## WHAT IS REQUIRED
Copy every line of the listing that holds the string "this".

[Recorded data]
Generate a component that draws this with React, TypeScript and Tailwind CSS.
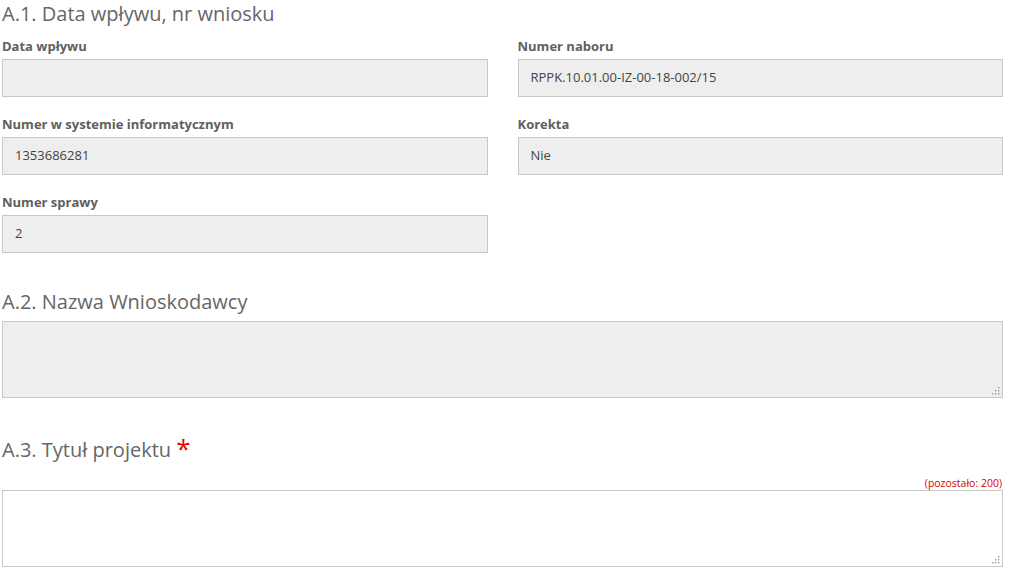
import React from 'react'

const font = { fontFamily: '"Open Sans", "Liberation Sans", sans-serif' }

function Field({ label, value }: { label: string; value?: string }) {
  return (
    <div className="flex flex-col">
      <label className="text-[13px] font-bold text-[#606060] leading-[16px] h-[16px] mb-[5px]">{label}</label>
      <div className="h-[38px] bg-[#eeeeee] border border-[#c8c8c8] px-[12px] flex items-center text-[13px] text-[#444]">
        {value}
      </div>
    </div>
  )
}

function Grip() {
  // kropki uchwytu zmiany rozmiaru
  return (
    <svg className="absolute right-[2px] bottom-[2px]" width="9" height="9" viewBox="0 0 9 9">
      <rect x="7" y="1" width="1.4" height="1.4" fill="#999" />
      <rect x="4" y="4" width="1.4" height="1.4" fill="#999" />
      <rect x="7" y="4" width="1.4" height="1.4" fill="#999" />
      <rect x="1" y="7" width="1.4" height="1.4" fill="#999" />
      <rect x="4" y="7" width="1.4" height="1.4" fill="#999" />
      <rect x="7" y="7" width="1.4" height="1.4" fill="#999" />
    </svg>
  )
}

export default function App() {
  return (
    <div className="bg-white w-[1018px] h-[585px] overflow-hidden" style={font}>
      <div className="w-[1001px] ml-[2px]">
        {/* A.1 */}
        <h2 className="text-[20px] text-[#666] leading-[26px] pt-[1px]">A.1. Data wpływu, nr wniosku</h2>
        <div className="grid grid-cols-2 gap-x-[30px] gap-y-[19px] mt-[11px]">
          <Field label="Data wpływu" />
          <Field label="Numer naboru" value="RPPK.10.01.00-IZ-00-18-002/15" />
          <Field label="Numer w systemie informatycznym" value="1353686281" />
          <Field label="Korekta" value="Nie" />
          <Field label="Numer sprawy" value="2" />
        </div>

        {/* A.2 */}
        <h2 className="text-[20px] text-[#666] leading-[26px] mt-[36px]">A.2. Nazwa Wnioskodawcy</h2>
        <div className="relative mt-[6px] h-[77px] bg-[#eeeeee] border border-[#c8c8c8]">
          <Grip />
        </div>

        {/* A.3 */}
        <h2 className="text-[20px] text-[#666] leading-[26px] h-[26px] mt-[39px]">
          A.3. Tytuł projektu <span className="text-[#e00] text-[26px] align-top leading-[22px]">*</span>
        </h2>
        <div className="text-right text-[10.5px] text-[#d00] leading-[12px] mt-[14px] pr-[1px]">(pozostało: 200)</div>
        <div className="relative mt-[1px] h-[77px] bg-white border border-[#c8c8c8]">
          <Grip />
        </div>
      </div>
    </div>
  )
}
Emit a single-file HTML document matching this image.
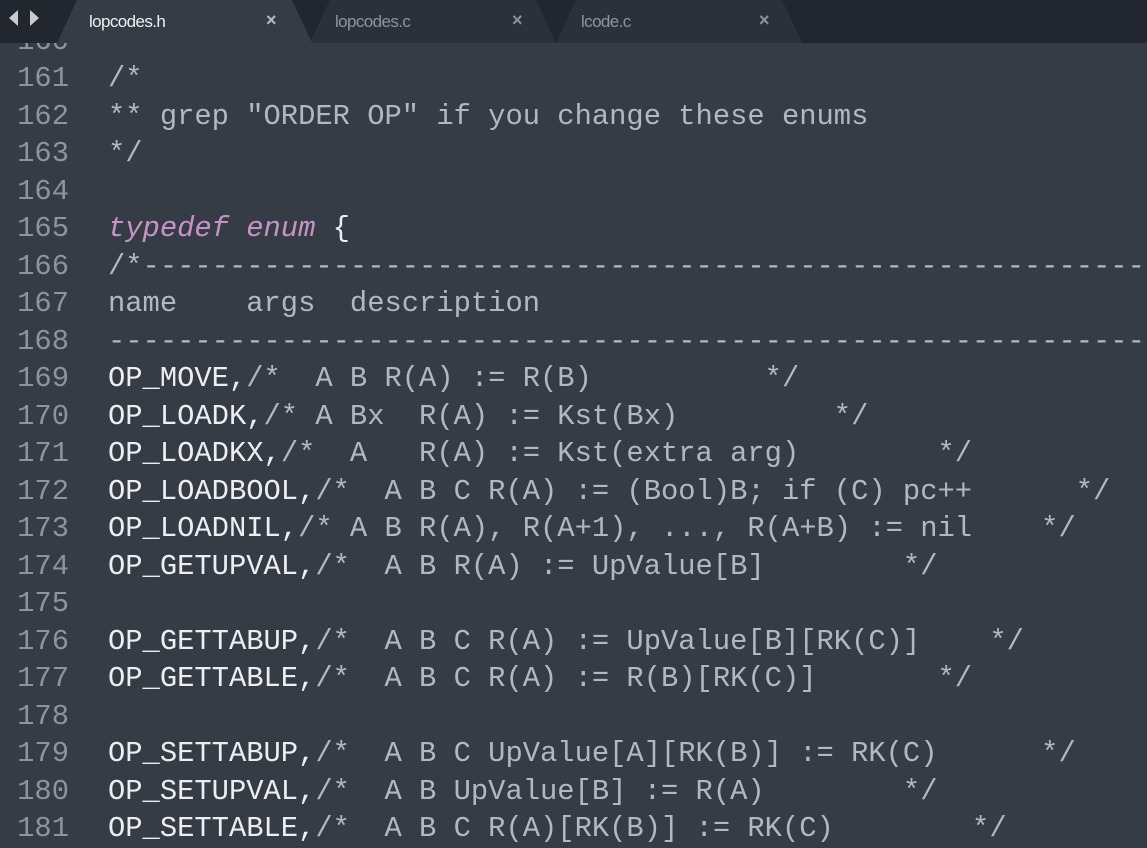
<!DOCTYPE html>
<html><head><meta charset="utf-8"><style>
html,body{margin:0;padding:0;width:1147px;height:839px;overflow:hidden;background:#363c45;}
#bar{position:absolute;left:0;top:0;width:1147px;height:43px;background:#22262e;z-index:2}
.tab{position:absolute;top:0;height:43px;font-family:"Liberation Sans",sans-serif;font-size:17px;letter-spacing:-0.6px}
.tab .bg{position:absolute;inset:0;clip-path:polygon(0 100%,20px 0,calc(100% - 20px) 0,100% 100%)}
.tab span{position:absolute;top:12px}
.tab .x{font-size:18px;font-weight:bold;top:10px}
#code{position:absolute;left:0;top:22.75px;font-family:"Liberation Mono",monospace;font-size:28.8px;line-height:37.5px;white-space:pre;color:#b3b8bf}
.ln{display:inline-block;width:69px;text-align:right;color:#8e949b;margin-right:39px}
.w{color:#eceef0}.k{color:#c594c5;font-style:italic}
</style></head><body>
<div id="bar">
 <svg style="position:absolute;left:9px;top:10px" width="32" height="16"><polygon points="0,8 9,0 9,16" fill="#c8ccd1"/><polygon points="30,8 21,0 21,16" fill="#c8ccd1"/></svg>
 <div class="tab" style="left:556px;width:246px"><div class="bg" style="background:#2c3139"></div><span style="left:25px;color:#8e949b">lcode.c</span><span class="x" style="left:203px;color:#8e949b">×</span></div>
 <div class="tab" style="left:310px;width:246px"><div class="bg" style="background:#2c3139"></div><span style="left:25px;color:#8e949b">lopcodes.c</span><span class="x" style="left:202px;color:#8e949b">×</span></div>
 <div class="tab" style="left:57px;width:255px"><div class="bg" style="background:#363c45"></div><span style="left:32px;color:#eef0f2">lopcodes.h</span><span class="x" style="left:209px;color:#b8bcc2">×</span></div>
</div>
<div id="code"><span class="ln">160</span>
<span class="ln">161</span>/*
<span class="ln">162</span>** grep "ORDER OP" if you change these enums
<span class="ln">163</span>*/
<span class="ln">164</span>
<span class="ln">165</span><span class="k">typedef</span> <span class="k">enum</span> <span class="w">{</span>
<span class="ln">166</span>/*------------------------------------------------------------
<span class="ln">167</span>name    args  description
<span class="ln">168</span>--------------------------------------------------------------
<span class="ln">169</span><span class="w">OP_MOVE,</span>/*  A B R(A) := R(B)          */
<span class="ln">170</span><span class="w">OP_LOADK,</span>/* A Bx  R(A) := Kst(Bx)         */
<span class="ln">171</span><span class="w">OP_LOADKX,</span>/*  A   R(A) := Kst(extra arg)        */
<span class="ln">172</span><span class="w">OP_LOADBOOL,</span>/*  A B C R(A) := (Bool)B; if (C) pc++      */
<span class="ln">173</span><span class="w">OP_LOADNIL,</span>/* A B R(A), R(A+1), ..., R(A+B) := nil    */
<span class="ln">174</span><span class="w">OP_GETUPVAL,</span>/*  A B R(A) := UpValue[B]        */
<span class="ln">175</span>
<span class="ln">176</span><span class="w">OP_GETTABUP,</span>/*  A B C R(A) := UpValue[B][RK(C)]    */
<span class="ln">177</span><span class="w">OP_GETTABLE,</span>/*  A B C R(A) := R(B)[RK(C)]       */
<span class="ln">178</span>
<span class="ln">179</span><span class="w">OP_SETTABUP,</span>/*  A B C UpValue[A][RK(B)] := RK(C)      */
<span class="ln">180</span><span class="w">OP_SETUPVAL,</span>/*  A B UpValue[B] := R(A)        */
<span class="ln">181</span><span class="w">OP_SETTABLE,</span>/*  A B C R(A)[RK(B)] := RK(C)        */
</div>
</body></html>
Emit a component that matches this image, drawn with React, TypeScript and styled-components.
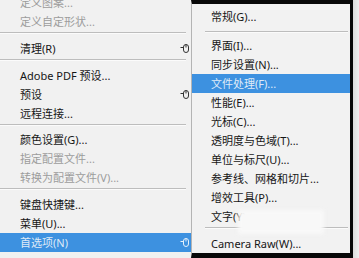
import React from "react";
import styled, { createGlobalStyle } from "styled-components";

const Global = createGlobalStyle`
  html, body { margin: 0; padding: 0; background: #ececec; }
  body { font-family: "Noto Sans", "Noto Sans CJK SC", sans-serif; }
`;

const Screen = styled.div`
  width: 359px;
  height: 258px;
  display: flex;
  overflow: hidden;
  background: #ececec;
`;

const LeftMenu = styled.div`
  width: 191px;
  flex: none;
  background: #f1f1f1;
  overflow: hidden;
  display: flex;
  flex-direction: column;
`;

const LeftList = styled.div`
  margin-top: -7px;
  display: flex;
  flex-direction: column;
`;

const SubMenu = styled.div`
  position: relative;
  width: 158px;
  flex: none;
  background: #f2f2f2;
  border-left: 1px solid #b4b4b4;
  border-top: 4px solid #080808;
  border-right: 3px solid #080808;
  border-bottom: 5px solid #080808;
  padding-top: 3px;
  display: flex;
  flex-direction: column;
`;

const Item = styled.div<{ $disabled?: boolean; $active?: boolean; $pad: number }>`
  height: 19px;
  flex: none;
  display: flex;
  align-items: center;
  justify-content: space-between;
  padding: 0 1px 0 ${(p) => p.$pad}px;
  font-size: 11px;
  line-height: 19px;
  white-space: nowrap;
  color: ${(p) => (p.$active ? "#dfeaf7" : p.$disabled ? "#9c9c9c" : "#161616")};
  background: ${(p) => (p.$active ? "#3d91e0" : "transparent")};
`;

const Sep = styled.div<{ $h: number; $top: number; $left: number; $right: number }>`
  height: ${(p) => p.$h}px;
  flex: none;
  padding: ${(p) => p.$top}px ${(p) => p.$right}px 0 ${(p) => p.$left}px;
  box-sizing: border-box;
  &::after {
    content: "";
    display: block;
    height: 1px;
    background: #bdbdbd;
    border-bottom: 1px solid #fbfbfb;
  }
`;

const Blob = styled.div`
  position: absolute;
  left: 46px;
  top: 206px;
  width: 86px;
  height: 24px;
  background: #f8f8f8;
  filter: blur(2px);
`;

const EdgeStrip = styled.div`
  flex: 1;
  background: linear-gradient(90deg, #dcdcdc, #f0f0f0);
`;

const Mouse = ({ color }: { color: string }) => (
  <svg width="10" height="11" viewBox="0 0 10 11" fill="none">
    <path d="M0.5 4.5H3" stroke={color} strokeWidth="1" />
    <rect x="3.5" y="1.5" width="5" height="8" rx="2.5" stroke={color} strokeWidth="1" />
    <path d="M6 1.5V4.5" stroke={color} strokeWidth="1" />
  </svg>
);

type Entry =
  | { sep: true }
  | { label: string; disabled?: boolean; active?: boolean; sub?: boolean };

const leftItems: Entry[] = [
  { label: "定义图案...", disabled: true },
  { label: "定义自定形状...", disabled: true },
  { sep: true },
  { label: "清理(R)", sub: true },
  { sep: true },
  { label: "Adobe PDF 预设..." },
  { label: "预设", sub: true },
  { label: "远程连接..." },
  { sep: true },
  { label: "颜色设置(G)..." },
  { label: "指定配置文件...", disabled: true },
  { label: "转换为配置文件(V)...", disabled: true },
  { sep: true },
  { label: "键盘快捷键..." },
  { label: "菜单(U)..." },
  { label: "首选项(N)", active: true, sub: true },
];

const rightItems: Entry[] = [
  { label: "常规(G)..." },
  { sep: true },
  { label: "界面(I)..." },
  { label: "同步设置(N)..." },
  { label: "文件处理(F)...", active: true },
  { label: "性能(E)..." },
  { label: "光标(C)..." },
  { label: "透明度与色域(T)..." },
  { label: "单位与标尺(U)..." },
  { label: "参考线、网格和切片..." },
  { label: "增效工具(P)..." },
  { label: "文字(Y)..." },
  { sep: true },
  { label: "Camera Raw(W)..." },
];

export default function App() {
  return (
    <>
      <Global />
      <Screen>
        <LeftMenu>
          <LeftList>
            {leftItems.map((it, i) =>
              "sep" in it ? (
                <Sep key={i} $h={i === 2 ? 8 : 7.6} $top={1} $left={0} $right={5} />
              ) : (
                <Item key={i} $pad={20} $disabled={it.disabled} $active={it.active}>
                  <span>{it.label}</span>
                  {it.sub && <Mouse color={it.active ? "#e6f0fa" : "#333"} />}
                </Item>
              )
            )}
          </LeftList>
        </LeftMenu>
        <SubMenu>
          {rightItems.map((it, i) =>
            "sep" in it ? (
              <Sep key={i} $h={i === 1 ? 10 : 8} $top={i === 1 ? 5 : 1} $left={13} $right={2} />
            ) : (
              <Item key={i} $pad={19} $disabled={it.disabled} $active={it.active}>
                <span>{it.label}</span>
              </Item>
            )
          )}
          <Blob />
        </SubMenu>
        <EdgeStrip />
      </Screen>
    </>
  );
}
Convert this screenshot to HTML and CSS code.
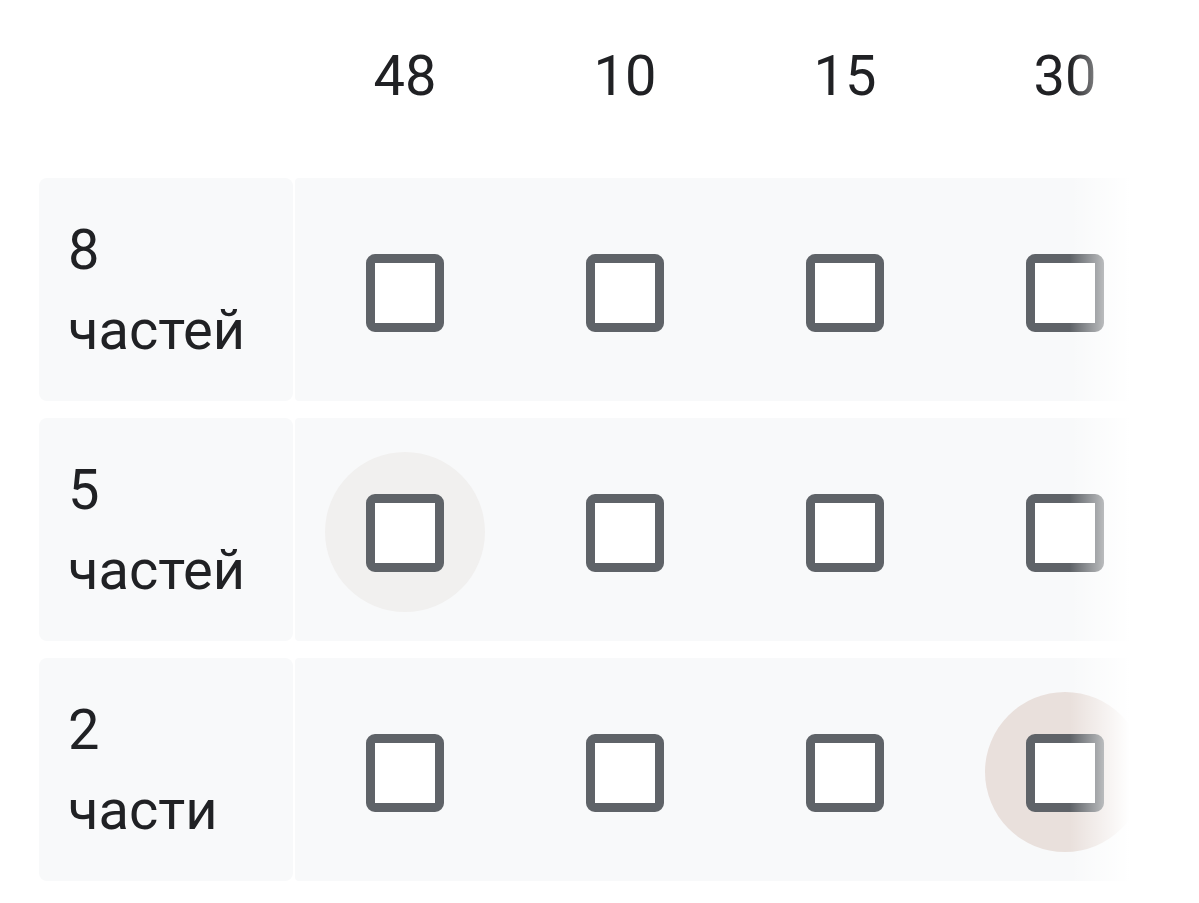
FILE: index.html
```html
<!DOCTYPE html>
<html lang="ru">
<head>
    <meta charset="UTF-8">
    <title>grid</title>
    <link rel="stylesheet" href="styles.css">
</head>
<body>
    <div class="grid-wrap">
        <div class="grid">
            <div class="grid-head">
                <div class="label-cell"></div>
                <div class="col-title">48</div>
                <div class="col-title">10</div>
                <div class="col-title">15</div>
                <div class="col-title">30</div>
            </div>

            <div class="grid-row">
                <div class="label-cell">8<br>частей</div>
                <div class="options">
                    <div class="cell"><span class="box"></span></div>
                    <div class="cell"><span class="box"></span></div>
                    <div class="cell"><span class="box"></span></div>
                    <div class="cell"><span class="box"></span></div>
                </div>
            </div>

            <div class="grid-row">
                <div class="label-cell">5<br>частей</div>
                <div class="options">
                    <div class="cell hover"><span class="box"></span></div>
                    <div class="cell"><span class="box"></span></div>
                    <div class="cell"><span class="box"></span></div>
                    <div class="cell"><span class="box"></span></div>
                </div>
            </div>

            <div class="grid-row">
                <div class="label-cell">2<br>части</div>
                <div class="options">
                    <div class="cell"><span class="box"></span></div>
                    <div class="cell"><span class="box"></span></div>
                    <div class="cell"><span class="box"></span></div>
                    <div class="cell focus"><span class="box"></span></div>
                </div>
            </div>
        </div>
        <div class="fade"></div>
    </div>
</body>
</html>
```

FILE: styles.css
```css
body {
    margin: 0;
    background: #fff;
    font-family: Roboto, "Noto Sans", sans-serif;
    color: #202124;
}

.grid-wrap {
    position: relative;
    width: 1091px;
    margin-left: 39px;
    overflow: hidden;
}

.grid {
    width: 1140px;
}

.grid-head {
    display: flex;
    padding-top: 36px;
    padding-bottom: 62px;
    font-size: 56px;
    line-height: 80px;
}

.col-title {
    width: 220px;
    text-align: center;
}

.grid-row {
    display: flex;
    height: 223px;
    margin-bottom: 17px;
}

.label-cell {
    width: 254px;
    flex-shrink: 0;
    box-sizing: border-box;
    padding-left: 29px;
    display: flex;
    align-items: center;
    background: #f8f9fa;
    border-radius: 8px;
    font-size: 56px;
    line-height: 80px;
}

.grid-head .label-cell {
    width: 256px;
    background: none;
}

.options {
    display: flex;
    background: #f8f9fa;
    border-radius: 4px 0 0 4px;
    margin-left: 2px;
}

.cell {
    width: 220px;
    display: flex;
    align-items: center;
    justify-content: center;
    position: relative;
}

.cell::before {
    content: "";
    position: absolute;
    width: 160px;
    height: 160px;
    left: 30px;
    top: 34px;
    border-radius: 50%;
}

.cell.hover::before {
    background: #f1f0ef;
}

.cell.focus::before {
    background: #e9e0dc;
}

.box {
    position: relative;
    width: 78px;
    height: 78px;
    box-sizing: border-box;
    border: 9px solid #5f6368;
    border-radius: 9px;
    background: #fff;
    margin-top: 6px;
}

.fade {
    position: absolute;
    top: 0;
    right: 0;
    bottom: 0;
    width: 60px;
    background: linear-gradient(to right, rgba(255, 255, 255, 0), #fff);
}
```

## SOLUTION TO THE PROBLEM
Generate a component that draws this with React, TypeScript and Tailwind CSS.
Emit a single-file HTML document matching this image.
Emit a component that matches this image, drawn with React, TypeScript and styled-components.
Convert this screenshot to HTML and CSS code.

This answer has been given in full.